Mister Scratch wrote:There is a clear difference between "hand-picking" someone for their expertise vs. "hand-picking" them for their bias.
I guess I don't see your argument.
If the blind system is the same as most other journals, and the hand-picking (picking friends and cronies) is the same that other academic journals employ (I notice that economic journals tend to stick to their own "bias"; I deal with the University of Chicago's antitrust articles and note that they stick to same theory over and over again in the subject area in which I practice), I can't see why you would contest the blind system for reviewers for FARMS Review or the hand-picking of cronies.

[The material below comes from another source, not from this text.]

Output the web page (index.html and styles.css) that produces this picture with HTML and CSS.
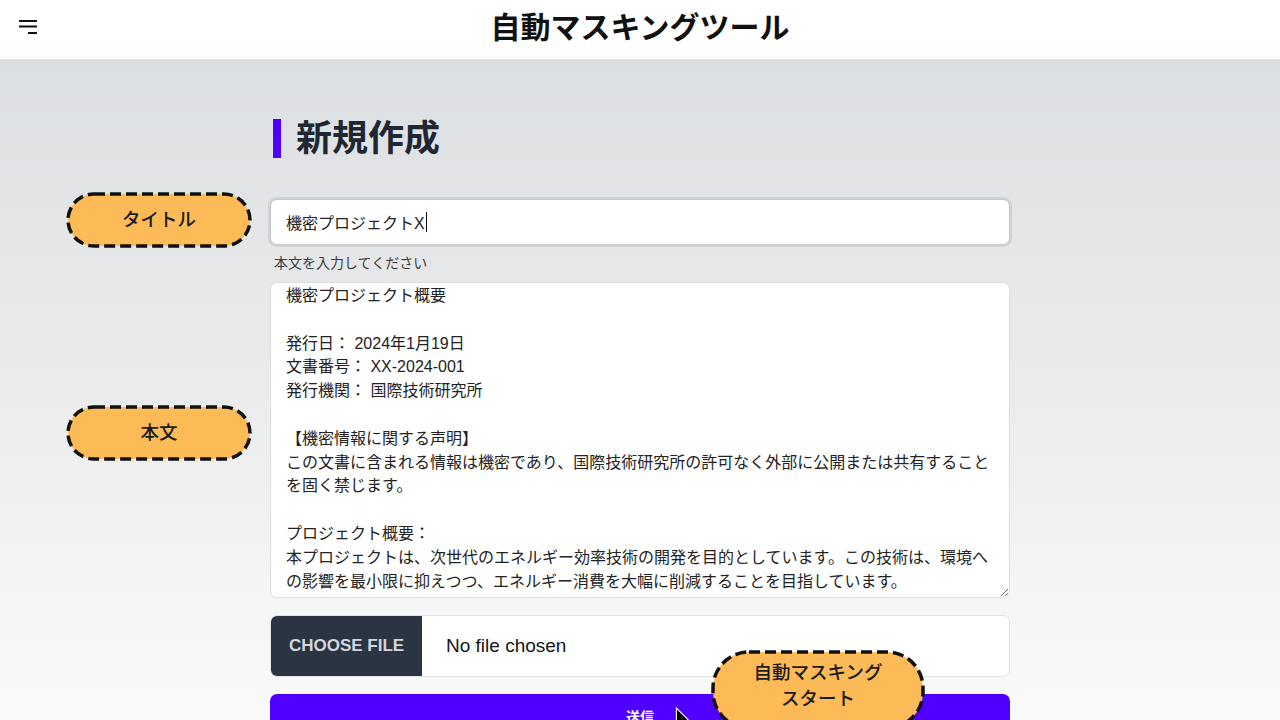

My questions remain unanswered by you. What academic (let's change it to university) journals publish the names of its reviewers to the public, and what university journals pick reviewers other than by "hand" of "cronies?" I mean, any might be interesting to discuss.
But being a published author, and being a peer reviewer in one non-religous journal, I just can't see a whole lot of difference between FARMS Review and, say, the The Los Angeles Lawyer where I was an editor, or the Western Historical Quarterly where I have been through initial peer reviewing for one article (rejected, in the end, on a 5-4 vote by the peers; alas), or another western journal where I am currently in the middle of being peer reviewed.
I know there are academics on this Board, all hostile to the Church. Guy Sajer has tons of publications. In which of the university publications was he aware of the peer reviewers?